----- Dataset extract -----
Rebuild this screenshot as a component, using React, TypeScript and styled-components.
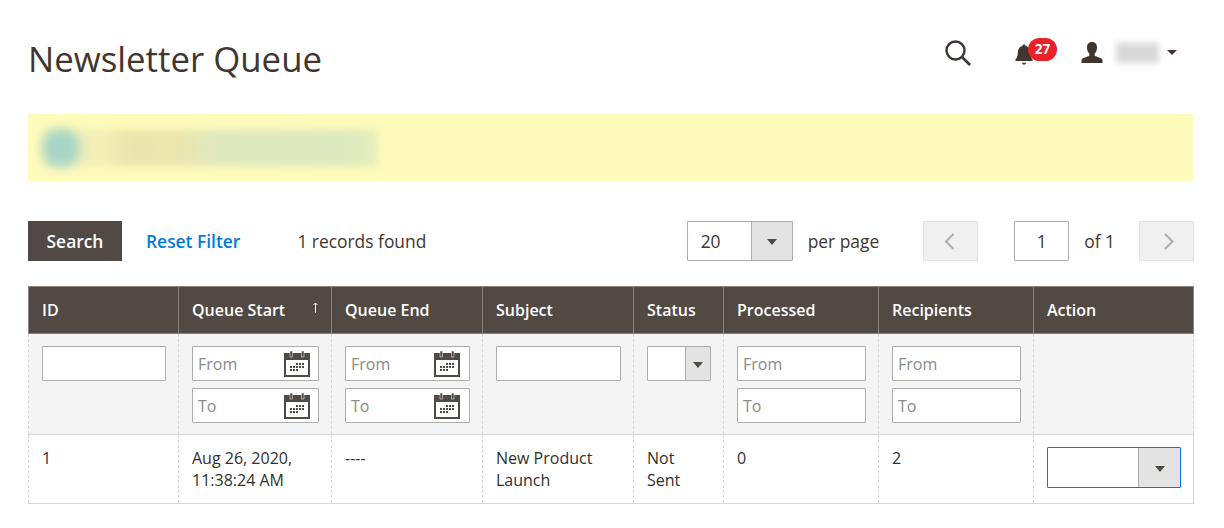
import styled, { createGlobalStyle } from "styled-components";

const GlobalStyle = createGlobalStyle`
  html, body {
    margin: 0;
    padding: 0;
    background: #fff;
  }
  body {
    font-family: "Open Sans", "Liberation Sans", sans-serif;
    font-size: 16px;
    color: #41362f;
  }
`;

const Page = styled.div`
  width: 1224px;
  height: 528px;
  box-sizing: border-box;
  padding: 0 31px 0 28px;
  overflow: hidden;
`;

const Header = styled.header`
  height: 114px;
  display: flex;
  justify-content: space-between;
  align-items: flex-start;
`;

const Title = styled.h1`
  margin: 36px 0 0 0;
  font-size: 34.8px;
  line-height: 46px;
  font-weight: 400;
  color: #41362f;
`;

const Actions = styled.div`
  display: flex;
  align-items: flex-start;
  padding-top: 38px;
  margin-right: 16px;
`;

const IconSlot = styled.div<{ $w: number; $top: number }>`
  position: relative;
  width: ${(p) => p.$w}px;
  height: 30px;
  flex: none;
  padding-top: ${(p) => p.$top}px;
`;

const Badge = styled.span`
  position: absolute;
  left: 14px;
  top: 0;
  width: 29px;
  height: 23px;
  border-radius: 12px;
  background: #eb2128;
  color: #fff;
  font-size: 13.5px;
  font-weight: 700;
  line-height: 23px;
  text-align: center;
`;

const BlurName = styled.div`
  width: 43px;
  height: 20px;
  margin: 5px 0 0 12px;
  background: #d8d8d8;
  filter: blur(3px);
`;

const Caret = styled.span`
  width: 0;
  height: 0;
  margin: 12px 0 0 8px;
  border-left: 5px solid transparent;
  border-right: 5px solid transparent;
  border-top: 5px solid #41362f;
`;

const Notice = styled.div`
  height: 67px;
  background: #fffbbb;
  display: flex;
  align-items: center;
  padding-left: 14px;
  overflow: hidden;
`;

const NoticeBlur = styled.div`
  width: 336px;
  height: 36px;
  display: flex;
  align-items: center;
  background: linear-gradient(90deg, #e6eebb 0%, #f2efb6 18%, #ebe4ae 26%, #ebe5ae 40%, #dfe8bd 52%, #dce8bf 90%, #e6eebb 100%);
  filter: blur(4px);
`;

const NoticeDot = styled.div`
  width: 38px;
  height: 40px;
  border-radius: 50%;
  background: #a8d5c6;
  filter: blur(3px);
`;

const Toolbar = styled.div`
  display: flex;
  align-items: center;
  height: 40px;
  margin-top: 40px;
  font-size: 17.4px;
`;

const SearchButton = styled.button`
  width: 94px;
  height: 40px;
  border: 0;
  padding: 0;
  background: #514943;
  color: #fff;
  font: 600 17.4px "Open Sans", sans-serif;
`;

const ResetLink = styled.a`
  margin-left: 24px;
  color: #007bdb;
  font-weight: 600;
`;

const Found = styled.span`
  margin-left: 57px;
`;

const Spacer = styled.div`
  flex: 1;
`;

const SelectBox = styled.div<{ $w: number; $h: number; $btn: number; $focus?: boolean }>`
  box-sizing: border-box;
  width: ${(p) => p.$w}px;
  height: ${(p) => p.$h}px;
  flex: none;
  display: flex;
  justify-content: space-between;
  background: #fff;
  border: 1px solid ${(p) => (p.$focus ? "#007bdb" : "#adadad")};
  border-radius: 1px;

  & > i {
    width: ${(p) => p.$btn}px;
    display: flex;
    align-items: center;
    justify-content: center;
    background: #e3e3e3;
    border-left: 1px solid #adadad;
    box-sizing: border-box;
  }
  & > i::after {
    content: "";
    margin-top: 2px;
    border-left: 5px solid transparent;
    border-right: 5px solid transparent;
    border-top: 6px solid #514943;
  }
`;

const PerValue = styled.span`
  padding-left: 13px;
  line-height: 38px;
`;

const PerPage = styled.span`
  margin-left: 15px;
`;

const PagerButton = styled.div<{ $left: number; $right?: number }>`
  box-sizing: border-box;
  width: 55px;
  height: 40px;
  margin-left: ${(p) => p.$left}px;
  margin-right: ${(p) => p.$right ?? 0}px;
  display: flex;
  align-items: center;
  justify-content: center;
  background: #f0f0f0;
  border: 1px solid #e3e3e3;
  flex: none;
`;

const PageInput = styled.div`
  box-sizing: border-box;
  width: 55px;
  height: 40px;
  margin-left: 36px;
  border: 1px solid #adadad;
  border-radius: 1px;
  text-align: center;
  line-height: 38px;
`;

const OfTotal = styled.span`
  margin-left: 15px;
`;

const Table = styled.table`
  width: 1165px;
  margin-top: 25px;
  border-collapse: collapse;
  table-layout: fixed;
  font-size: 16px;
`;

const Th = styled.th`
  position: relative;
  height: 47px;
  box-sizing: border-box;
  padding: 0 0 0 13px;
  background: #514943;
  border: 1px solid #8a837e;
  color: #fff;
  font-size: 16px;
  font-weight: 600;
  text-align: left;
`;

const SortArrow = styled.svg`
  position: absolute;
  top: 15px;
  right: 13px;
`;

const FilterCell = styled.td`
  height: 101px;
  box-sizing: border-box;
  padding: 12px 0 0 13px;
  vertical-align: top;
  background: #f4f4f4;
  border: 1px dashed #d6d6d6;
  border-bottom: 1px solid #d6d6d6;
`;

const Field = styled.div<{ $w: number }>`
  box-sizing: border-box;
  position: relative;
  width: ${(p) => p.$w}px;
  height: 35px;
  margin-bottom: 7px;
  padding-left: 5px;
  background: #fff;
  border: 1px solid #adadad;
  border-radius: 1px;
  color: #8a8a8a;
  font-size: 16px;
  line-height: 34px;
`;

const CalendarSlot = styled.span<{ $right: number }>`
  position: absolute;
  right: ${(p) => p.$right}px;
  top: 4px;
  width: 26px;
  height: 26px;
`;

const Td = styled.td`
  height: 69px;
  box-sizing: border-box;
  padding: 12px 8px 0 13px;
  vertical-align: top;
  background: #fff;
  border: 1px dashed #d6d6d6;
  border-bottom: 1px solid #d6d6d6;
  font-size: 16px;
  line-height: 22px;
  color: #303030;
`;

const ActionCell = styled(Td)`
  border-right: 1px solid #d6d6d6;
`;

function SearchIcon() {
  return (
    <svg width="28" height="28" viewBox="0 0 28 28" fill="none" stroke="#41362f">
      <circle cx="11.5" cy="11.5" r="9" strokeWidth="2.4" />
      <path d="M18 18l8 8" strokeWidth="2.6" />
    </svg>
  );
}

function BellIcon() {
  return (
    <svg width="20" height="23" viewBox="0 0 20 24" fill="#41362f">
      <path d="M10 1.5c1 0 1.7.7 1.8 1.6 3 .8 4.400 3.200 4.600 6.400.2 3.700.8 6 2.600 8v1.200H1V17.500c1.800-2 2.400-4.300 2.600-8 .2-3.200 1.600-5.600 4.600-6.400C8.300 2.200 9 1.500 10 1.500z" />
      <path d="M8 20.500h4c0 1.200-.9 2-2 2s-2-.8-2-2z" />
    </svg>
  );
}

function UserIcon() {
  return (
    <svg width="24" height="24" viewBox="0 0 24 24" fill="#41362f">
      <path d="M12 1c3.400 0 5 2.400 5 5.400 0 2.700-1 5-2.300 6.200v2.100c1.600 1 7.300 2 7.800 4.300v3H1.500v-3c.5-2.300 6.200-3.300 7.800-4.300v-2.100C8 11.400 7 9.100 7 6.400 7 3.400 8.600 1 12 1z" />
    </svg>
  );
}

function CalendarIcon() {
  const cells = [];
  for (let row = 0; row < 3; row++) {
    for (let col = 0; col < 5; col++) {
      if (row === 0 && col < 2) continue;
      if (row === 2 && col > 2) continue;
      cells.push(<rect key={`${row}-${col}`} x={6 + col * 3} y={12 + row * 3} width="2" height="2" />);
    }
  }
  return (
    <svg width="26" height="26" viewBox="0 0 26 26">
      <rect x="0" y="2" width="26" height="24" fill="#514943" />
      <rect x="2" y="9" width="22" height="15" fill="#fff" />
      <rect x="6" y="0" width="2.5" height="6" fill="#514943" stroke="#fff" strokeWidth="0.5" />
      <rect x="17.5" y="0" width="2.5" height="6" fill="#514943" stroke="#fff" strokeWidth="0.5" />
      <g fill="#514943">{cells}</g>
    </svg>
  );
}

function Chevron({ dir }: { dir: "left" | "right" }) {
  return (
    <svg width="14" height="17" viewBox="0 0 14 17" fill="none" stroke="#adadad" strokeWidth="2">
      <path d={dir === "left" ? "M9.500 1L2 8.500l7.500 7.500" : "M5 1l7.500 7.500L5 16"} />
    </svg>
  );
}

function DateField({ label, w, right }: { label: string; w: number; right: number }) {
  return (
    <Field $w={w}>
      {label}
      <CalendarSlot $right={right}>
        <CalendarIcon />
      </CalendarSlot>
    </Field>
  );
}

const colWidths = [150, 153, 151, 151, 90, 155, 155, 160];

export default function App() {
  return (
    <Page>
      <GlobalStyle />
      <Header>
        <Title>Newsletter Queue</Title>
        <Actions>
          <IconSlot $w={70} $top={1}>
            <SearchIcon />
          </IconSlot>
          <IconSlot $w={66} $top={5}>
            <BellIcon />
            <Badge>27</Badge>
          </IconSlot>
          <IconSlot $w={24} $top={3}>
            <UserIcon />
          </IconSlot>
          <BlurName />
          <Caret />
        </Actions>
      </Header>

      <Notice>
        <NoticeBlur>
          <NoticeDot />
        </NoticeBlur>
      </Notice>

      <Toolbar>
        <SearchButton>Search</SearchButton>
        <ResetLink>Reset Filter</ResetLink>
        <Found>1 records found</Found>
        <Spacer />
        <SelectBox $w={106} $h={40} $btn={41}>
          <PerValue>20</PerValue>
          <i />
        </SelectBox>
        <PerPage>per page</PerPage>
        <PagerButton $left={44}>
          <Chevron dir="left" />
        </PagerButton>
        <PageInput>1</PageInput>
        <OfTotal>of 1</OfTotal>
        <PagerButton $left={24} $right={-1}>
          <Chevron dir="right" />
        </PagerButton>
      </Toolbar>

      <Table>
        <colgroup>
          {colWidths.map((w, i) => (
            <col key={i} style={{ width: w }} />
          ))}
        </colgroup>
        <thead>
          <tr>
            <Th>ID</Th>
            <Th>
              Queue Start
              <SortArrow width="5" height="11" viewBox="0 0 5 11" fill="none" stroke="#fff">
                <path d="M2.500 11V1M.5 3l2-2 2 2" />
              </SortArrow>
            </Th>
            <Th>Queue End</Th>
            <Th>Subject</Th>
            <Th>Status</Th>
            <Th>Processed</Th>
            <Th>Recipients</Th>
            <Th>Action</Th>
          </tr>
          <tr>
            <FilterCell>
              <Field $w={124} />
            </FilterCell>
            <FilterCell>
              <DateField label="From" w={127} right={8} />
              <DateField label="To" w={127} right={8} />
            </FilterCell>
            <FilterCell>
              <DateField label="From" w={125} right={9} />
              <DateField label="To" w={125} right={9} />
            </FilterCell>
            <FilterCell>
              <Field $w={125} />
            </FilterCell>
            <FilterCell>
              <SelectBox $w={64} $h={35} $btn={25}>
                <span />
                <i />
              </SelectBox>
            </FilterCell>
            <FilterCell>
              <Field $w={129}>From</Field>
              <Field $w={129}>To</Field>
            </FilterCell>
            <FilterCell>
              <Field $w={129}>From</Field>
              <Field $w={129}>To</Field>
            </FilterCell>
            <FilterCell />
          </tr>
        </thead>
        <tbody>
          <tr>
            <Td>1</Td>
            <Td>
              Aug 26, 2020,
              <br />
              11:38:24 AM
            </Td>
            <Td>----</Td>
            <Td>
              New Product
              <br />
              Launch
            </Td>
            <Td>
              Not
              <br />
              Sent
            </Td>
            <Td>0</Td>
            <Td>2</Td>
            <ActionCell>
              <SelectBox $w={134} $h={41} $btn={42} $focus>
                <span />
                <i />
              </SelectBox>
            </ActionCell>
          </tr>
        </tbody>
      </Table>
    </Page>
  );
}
-----
# [Given exercise]
Locate all lines in the listing above with the word "components". Copy them.

# [Written solution]
Rebuild this screenshot as a component, using React, TypeScript and styled-components.
import styled, { createGlobalStyle } from "styled-components";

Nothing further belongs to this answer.